● Set task: Copy all the data exactly, except the pictures.

● Dataset content:

□ □ □ □ □

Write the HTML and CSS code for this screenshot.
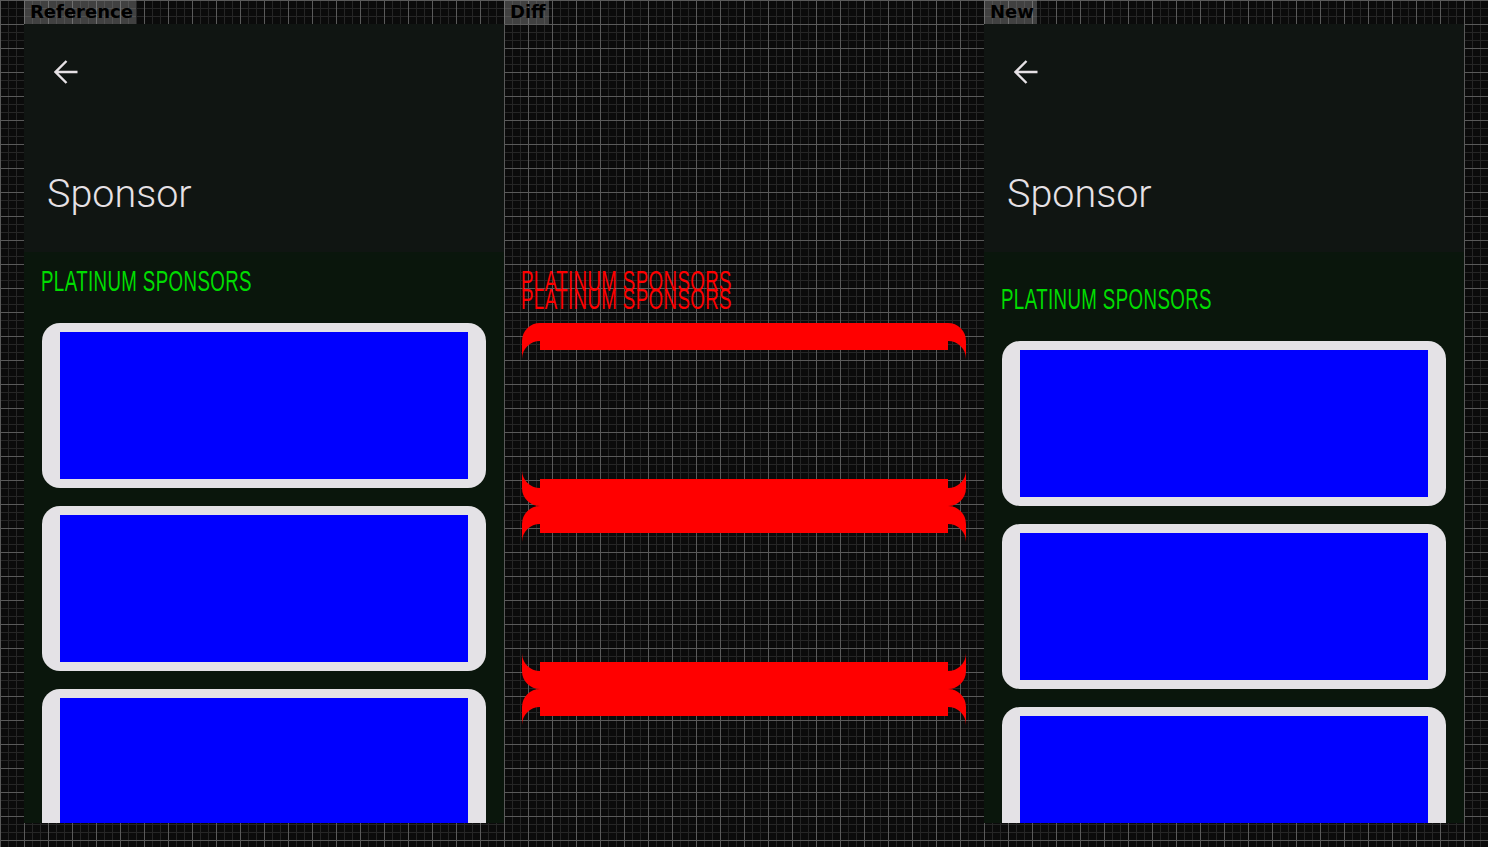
FILE: index.html
```html
<!DOCTYPE html>
<html lang="en">
<head>
<meta charset="utf-8">
<title>Sponsor – comparison</title>
<link rel="stylesheet" href="styles.css">
</head>
<body>
<div class="stage">
  <div class="col">
    <div class="label">Reference</div>
    <div class="panel app">
      <header class="app-header">
        <svg class="back" viewBox="0 0 24 24" aria-hidden="true"><path d="M23.5 12H1.5M12.5 1L1.5 12l11 11" fill="none" stroke="currentColor" stroke-width="2.4"/></svg>
        <h1 class="title">Sponsor</h1>
      </header>
      <section class="sponsors">
        <h2 class="tier">PLATINUM SPONSORS</h2>
        <div class="cards">
          <div class="card"><div class="card-logo"></div></div>
          <div class="card"><div class="card-logo"></div></div>
          <div class="card"><div class="card-logo"></div></div>
        </div>
      </section>
    </div>
  </div>

  <div class="col">
    <div class="label">Diff</div>
    <div class="panel diff">
      <svg class="diff-shapes" width="480" height="799" viewBox="0 0 480 799" aria-hidden="true">
        <path fill="#ff0000" fill-rule="evenodd" d="
          M36,299 H444 A18,18 0 0 1 462,317 V446 A18,18 0 0 1 444,464 H36 A18,18 0 0 1 18,446 V317 A18,18 0 0 1 36,299 Z
          M36,482 H444 A18,18 0 0 1 462,500 V629 A18,18 0 0 1 444,647 H36 A18,18 0 0 1 18,629 V500 A18,18 0 0 1 36,482 Z
          M36,665 H444 A18,18 0 0 1 462,683 V812 A18,18 0 0 1 444,830 H36 A18,18 0 0 1 18,812 V683 A18,18 0 0 1 36,665 Z
          M36,317 H444 A18,18 0 0 1 462,335 V464 A18,18 0 0 1 444,482 H36 A18,18 0 0 1 18,464 V335 A18,18 0 0 1 36,317 Z
          M36,500 H444 A18,18 0 0 1 462,518 V647 A18,18 0 0 1 444,665 H36 A18,18 0 0 1 18,647 V518 A18,18 0 0 1 36,500 Z
          M36,683 H444 A18,18 0 0 1 462,701 V830 A18,18 0 0 1 444,848 H36 A18,18 0 0 1 18,830 V701 A18,18 0 0 1 36,683 Z"/>
        <path fill="#ff0000" fill-rule="evenodd" d="
          M36,308 H444 V455 H36 Z
          M36,491 H444 V638 H36 Z
          M36,674 H444 V821 H36 Z
          M36,326 H444 V473 H36 Z
          M36,509 H444 V656 H36 Z
          M36,692 H444 V839 H36 Z"/>
      </svg>
      <div class="diff-text">
        <span class="tier tier--diff">PLATINUM SPONSORS</span>
        <span class="tier tier--diff tier--shifted">PLATINUM SPONSORS</span>
      </div>
    </div>
  </div>

  <div class="col">
    <div class="label">New</div>
    <div class="panel app app--new">
      <header class="app-header">
        <svg class="back" viewBox="0 0 24 24" aria-hidden="true"><path d="M23.5 12H1.5M12.5 1L1.5 12l11 11" fill="none" stroke="currentColor" stroke-width="2.4"/></svg>
        <h1 class="title">Sponsor</h1>
      </header>
      <section class="sponsors">
        <h2 class="tier">PLATINUM SPONSORS</h2>
        <div class="cards">
          <div class="card"><div class="card-logo"></div></div>
          <div class="card"><div class="card-logo"></div></div>
          <div class="card"><div class="card-logo"></div></div>
        </div>
      </section>
    </div>
  </div>
</div>
</body>
</html>
```

FILE: styles.css
```css
html, body {
  margin: 0;
  padding: 0;
}

body {
  width: 1488px;
  height: 847px;
  overflow: hidden;
  background-color: #0b0b0b;
  background-image:
    linear-gradient(to right, #5a5a5a 1px, transparent 1px),
    linear-gradient(to bottom, #5a5a5a 1px, transparent 1px),
    linear-gradient(to right, #262626 1px, transparent 1px),
    linear-gradient(to bottom, #262626 1px, transparent 1px);
  background-size: 24px 24px, 24px 24px, 8px 8px, 8px 8px;
}

.stage {
  display: flex;
  padding-left: 24px;
}

.col {
  width: 480px;
  display: flex;
  flex-direction: column;
  align-items: flex-start;
}

.label {
  height: 24px;
  box-sizing: border-box;
  padding: 0 3px 0 6px;
  font: bold 18px/24px "DejaVu Sans", sans-serif;
  color: #000;
  background: rgba(140, 140, 140, 0.42);
}

.panel {
  align-self: stretch;
  width: 480px;
  height: 799px;
  overflow: hidden;
  position: relative;
}

/* app screen */
.app {
  background: #0a160c;
  display: flex;
  flex-direction: column;
}

.app-header {
  flex-shrink: 0;
  height: 228px;
  box-sizing: border-box;
  padding: 36px 0 0 22px;
  background: #101512;
  color: #e6e1e5;
}

.back {
  display: block;
  width: 24px;
  height: 24px;
  margin-left: 8px;
}

.title {
  margin: 88px 0 0 1px;
  font: 300 39.5px/44px Roboto, "Liberation Sans", sans-serif;
  color: #e6e1e5;
}

.sponsors {
  padding: 14px 18px 0;
  display: flex;
  flex-direction: column;
}

.app--new .sponsors {
  padding-top: 32px;
}

.tier {
  display: block;
  margin: 0 0 27px -1px;
  font: normal 29px/30px "Liberation Sans", Arial, sans-serif;
  color: #00dd00;
  white-space: nowrap;
  letter-spacing: 0.6px;
  transform: scaleX(0.645);
  transform-origin: left top;
}

.cards {
  display: flex;
  flex-direction: column;
  gap: 18px;
}

.card {
  flex-shrink: 0;
  height: 165px;
  box-sizing: border-box;
  padding: 9px 18px;
  background: #e4e2e6;
  border-radius: 18px;
}

.card-logo {
  height: 100%;
  background: #0000ff;
}

/* diff panel */
.diff-shapes {
  position: absolute;
  left: 0;
  top: 0;
}

.diff-text {
  position: relative;
  margin-top: 242px;
  height: 48px;
}

.tier--diff {
  position: absolute;
  left: 17px;
  top: 0;
  margin: 0;
  color: #ff0000;
}

.tier--shifted {
  top: 18px;
}
```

□ □ □ □ □

● Task response:
Write the HTML and CSS code for this screenshot.
FILE: index.html
```html
<!DOCTYPE html>
<html lang="en">
<head>
<meta charset="utf-8">
<title>Sponsor – comparison</title>
<link rel="stylesheet" href="styles.css">
</head>
<body>
<div class="stage">
  <div class="col">
    <div class="label">Reference</div>
    <div class="panel app">
      <header class="app-header">
        <svg class="back" viewBox="0 0 24 24" aria-hidden="true"><path d="M23.5 12H1.5M12.5 1L1.5 12l11 11" fill="none" stroke="currentColor" stroke-width="2.4"/></svg>
        <h1 class="title">Sponsor</h1>
      </header>
      <section class="sponsors">
        <h2 class="tier">PLATINUM SPONSORS</h2>
        <div class="cards">
          <div class="card"><div class="card-logo"></div></div>
          <div class="card"><div class="card-logo"></div></div>
          <div class="card"><div class="card-logo"></div></div>
        </div>
      </section>
    </div>
  </div>

  <div class="col">
    <div class="label">Diff</div>
    <div class="panel diff">
      <svg class="diff-shapes" width="480" height="799" viewBox="0 0 480 799" aria-hidden="true">
        <path fill="#ff0000" fill-rule="evenodd" d="
          M36,299 H444 A18,18 0 0 1 462,317 V446 A18,18 0 0 1 444,464 H36 A18,18 0 0 1 18,446 V317 A18,18 0 0 1 36,299 Z
          M36,482 H444 A18,18 0 0 1 462,500 V629 A18,18 0 0 1 444,647 H36 A18,18 0 0 1 18,629 V500 A18,18 0 0 1 36,482 Z
          M36,665 H444 A18,18 0 0 1 462,683 V812 A18,18 0 0 1 444,830 H36 A18,18 0 0 1 18,812 V683 A18,18 0 0 1 36,665 Z
          M36,317 H444 A18,18 0 0 1 462,335 V464 A18,18 0 0 1 444,482 H36 A18,18 0 0 1 18,464 V335 A18,18 0 0 1 36,317 Z
          M36,500 H444 A18,18 0 0 1 462,518 V647 A18,18 0 0 1 444,665 H36 A18,18 0 0 1 18,647 V518 A18,18 0 0 1 36,500 Z
          M36,683 H444 A18,18 0 0 1 462,701 V830 A18,18 0 0 1 444,848 H36 A18,18 0 0 1 18,830 V701 A18,18 0 0 1 36,683 Z"/>
        <path fill="#ff0000" fill-rule="evenodd" d="
          M36,308 H444 V455 H36 Z
          M36,491 H444 V638 H36 Z
          M36,674 H444 V821 H36 Z
          M36,326 H444 V473 H36 Z
          M36,509 H444 V656 H36 Z
          M36,692 H444 V839 H36 Z"/>
      </svg>
      <div class="diff-text">
        <span class="tier tier--diff">PLATINUM SPONSORS</span>
        <span class="tier tier--diff tier--shifted">PLATINUM SPONSORS</span>
      </div>
    </div>
  </div>

  <div class="col">
    <div class="label">New</div>
    <div class="panel app app--new">
      <header class="app-header">
        <svg class="back" viewBox="0 0 24 24" aria-hidden="true"><path d="M23.5 12H1.5M12.5 1L1.5 12l11 11" fill="none" stroke="currentColor" stroke-width="2.4"/></svg>
        <h1 class="title">Sponsor</h1>
      </header>
      <section class="sponsors">
        <h2 class="tier">PLATINUM SPONSORS</h2>
        <div class="cards">
          <div class="card"><div class="card-logo"></div></div>
          <div class="card"><div class="card-logo"></div></div>
          <div class="card"><div class="card-logo"></div></div>
        </div>
      </section>
    </div>
  </div>
</div>
</body>
</html>
```

FILE: styles.css
```css
html, body {
  margin: 0;
  padding: 0;
}

body {
  width: 1488px;
  height: 847px;
  overflow: hidden;
  background-color: #0b0b0b;
  background-image:
    linear-gradient(to right, #5a5a5a 1px, transparent 1px),
    linear-gradient(to bottom, #5a5a5a 1px, transparent 1px),
    linear-gradient(to right, #262626 1px, transparent 1px),
    linear-gradient(to bottom, #262626 1px, transparent 1px);
  background-size: 24px 24px, 24px 24px, 8px 8px, 8px 8px;
}

.stage {
  display: flex;
  padding-left: 24px;
}

.col {
  width: 480px;
  display: flex;
  flex-direction: column;
  align-items: flex-start;
}

.label {
  height: 24px;
  box-sizing: border-box;
  padding: 0 3px 0 6px;
  font: bold 18px/24px "DejaVu Sans", sans-serif;
  color: #000;
  background: rgba(140, 140, 140, 0.42);
}

.panel {
  align-self: stretch;
  width: 480px;
  height: 799px;
  overflow: hidden;
  position: relative;
}

/* app screen */
.app {
  background: #0a160c;
  display: flex;
  flex-direction: column;
}

.app-header {
  flex-shrink: 0;
  height: 228px;
  box-sizing: border-box;
  padding: 36px 0 0 22px;
  background: #101512;
  color: #e6e1e5;
}

.back {
  display: block;
  width: 24px;
  height: 24px;
  margin-left: 8px;
}

.title {
  margin: 88px 0 0 1px;
  font: 300 39.5px/44px Roboto, "Liberation Sans", sans-serif;
  color: #e6e1e5;
}

.sponsors {
  padding: 14px 18px 0;
  display: flex;
  flex-direction: column;
}

.app--new .sponsors {
  padding-top: 32px;
}

.tier {
  display: block;
  margin: 0 0 27px -1px;
  font: normal 29px/30px "Liberation Sans", Arial, sans-serif;
  color: #00dd00;
  white-space: nowrap;
  letter-spacing: 0.6px;
  transform: scaleX(0.645);
  transform-origin: left top;
}

.cards {
  display: flex;
  flex-direction: column;
  gap: 18px;
}

.card {
  flex-shrink: 0;
  height: 165px;
  box-sizing: border-box;
  padding: 9px 18px;
  background: #e4e2e6;
  border-radius: 18px;
}

.card-logo {
  height: 100%;
  background: #0000ff;
}

/* diff panel */
.diff-shapes {
  position: absolute;
  left: 0;
  top: 0;
}

.diff-text {
  position: relative;
  margin-top: 242px;
  height: 48px;
}

.tier--diff {
  position: absolute;
  left: 17px;
  top: 0;
  margin: 0;
  color: #ff0000;
}

.tier--shifted {
  top: 18px;
}
```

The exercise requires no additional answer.